Au bout d’une semaine, le P. De Smet se sépara des Assiniboins. Avec ses trois compagnons, il poursuivit sa route à travers une forêt de cyprès. Les branches étaient si serrées, qu’à chaque pas elles accrochaient les vêtements, déchiraient les mains et le visage. Ce fut, pour notre voyageur, l’occasion d’une nouvelle aventure.

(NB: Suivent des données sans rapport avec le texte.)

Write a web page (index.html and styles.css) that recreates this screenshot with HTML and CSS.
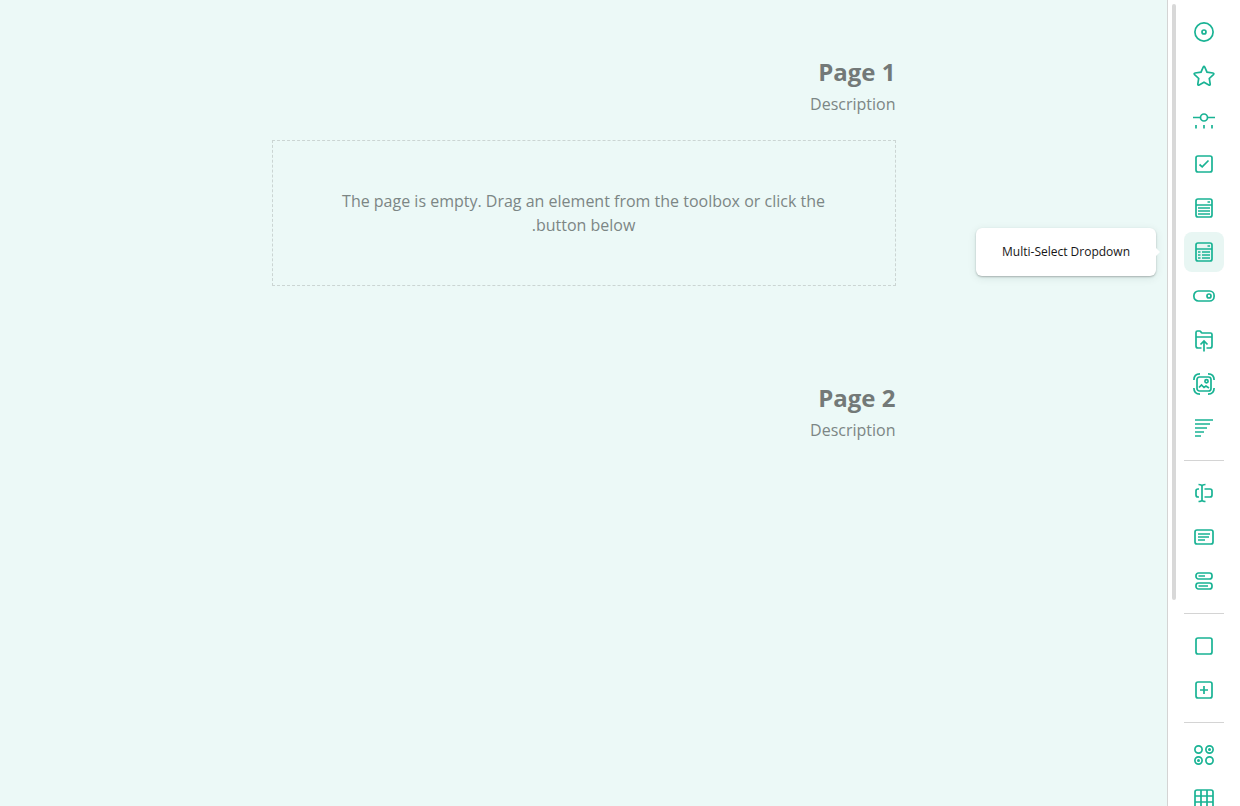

« J’avais, dit-il, à passer sous un arbre incliné au-dessus du sentier. Une de ses branches, brisée à l’extrémité, présentait un crochet menaçant. Pour l’éviter, je m’étendis sur le cou de mon cheval. Vaine précaution. Je fus saisi par le col de mon habit, et, mon cheval continuant sa course, je restai suspendu, me débattant comme un poisson pris à l’hameçon. Les lambeaux de ma soutane, agités par le vent, témoigneront longtemps de mon passage par la forêt. Un chapeau troué, un œil poché, deux fortes égratignures à la joue, m’auraient, dans un pays civilisé, fait prendre pour un bretteur sortant de la Forêt-Noire, plutôt que pour un missionnaire ».[1] Après avoir plusieurs semaines voyagé dans les Montagnes, la caravane descendit dans la vaste plaine qui s’étend entre le Saskatchewan et le Haut-Missouri. C’est

  1. Lettre à Mgr Hughes. — Fort des Montagnes, 5 octobre 1845.